The time taken for inputs to be delivered to manufacturing companies in China continued to lengthen in July. However, the degree to which vendor performance deteriorated was the least marked since February.

Average input costs rose solidly in July, despite the rate of inflation softening since June. Companies widely linked higher cost burdens to greater raw material prices. Meanwhile, factory gate prices increased at only a modest pace that was the slowest recorded for three months.

Companies generally anticipate output to increase over the next year. However, the level of positive sentiment held close to June’s six- month low and remained weak in the context of historical data.

Commenting on the China General Manufacturing PMI™ data, Dr. Zhengsheng Zhong, Director of Macroeconomic Analysis at CEBM Group said “The Caixin China General Manufacturing PMI slipped to 50.8 in July from June. The reading has not been this low since November 2017. The sub-indexes for output and new orders both fell, but remained in expansionary territory, while the employment sub- index picked up despite remaining in contractionary territory. New export orders shrunk at the fastest pace since June 2016, indicating the export market continued to deteriorate. The sub-indexes for output charges and input prices both dropped, but remained in expansionary territory, pointing to easing pressure on prices. The sub-index for future output edged up, reflecting that goods producers were more optimistic that production would grow over the next 12 months.

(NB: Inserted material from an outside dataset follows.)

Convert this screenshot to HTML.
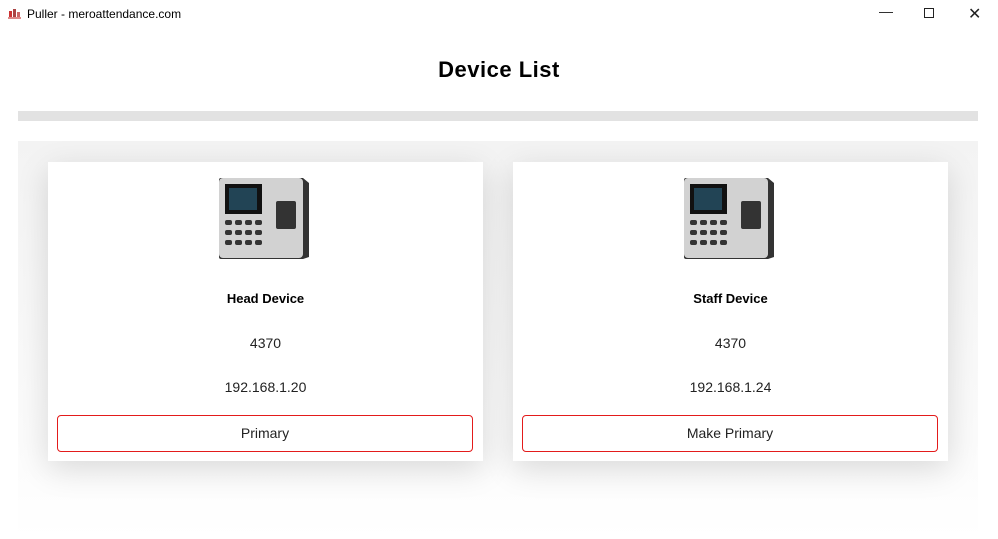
<!DOCTYPE html>
<html><head><meta charset="utf-8"><style>
*{margin:0;padding:0;box-sizing:border-box}
body{width:998px;height:539px;overflow:hidden;background:#fff;font-family:"Liberation Sans",sans-serif;position:relative;color:#111}
.tb{position:absolute;left:0;top:0;width:998px;height:28px}
.tb .t{position:absolute;left:27px;top:7px;font-size:12px;color:#000}
.ico{position:absolute;left:8px;top:7px;width:13px;height:12px}
.wc{position:absolute;top:6px;font-size:14px;color:#222}
h1{position:absolute;top:57px;left:0;width:998px;text-align:center;font-size:22px;font-weight:bold;letter-spacing:0.5px;color:#000}
.bar{position:absolute;left:18px;top:111px;width:960px;height:10px;background:#e2e2e2}
.wrap{position:absolute;left:18px;top:141px;width:960px;height:398px;background:linear-gradient(#f3f3f3,#fbfbfb 75%,#fff)}
.card{position:absolute;top:162px;width:435px;height:299px;background:#fff;box-shadow:0 8px 30px rgba(0,0,0,0.14)}
.name{position:absolute;top:129px;width:100%;text-align:center;font-weight:bold;font-size:13px;color:#000}
.num{position:absolute;top:173px;width:100%;text-align:center;font-size:14px;color:#222}
.ip{position:absolute;top:217px;width:100%;text-align:center;font-size:14px;color:#222}
.btn{position:absolute;left:9px;top:253px;width:416px;height:37px;border:1px solid #e31b1b;border-radius:4px;text-align:center;line-height:35px;font-size:14px;color:#222}
.dev{position:absolute;left:171px;top:13px;width:92px;height:84px}
</style></head><body>
<div class="tb">
<svg class="ico" viewBox="0 0 13 12"><rect x="1" y="4" width="3" height="6" fill="#c33"/><rect x="5" y="2" width="3" height="8" fill="#a44"/><rect x="9" y="5" width="3" height="5" fill="#c66"/><rect x="0" y="10" width="13" height="2" fill="#d88"/></svg>
<div class="t">Puller - meroattendance.com</div>
<div class="wc" style="left:879px;top:3px">&#8212;</div>
<div style="position:absolute;left:924px;top:8px;width:10px;height:10px;border:1px solid #222"></div>
<div class="wc" style="left:968px;top:4px;font-size:16px">&#10005;</div>
</div>
<h1>Device List</h1>
<div class="bar"></div>
<div class="wrap"></div>

<div class="card" style="left:48px">
<svg class="dev" viewBox="0 0 92 84"><path d="M2 3 H84 L90 8 V82 L84 84 H2 Q0 84 0 82 V5 Q0 3 2 3Z" fill="#333"/><rect x="0" y="3" width="84" height="80" rx="4" fill="#d2d2d2"/><rect x="6" y="9" width="37" height="30" fill="#111"/><rect x="10" y="13" width="28" height="22" fill="#245"/><rect x="57" y="26" width="20" height="28" rx="2" fill="#333"/><g fill="#333"><rect x="6" y="45" width="7" height="5" rx="2"/><rect x="16" y="45" width="7" height="5" rx="2"/><rect x="26" y="45" width="7" height="5" rx="2"/><rect x="36" y="45" width="7" height="5" rx="2"/><rect x="6" y="55" width="7" height="5" rx="2"/><rect x="16" y="55" width="7" height="5" rx="2"/><rect x="26" y="55" width="7" height="5" rx="2"/><rect x="36" y="55" width="7" height="5" rx="2"/><rect x="6" y="65" width="7" height="5" rx="2"/><rect x="16" y="65" width="7" height="5" rx="2"/><rect x="26" y="65" width="7" height="5" rx="2"/><rect x="36" y="65" width="7" height="5" rx="2"/></g></svg>
<div class="name">Head Device</div><div class="num">4370</div><div class="ip">192.168.1.20</div>
<div class="btn">Primary</div></div>

<div class="card" style="left:513px">
<svg class="dev" viewBox="0 0 92 84"><path d="M2 3 H84 L90 8 V82 L84 84 H2 Q0 84 0 82 V5 Q0 3 2 3Z" fill="#333"/><rect x="0" y="3" width="84" height="80" rx="4" fill="#d2d2d2"/><rect x="6" y="9" width="37" height="30" fill="#111"/><rect x="10" y="13" width="28" height="22" fill="#245"/><rect x="57" y="26" width="20" height="28" rx="2" fill="#333"/><g fill="#333"><rect x="6" y="45" width="7" height="5" rx="2"/><rect x="16" y="45" width="7" height="5" rx="2"/><rect x="26" y="45" width="7" height="5" rx="2"/><rect x="36" y="45" width="7" height="5" rx="2"/><rect x="6" y="55" width="7" height="5" rx="2"/><rect x="16" y="55" width="7" height="5" rx="2"/><rect x="26" y="55" width="7" height="5" rx="2"/><rect x="36" y="55" width="7" height="5" rx="2"/><rect x="6" y="65" width="7" height="5" rx="2"/><rect x="16" y="65" width="7" height="5" rx="2"/><rect x="26" y="65" width="7" height="5" rx="2"/><rect x="36" y="65" width="7" height="5" rx="2"/></g></svg>
<div class="name">Staff Device</div><div class="num">4370</div><div class="ip">192.168.1.24</div>
<div class="btn">Make Primary</div></div>
</body></html>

The sub-index for stocks of finished items contracted at a steeper rate in July, while the sub-index for stocks of purchased items started expanding again — a positive sign that companies had reduced their stocks of finished products and replenished stocks of purchases. The sub-index for suppliers’ delivery times rose, even though it failed to make it into expansionary territory, which might imply an improved capital turnover among manufacturers. In general, the survey signaled a weakening manufacturing trend as a grim export market dragged on the sector’s performance. The positive drivers were the increase in stocks of purchases and easing pressure on capital turnover.”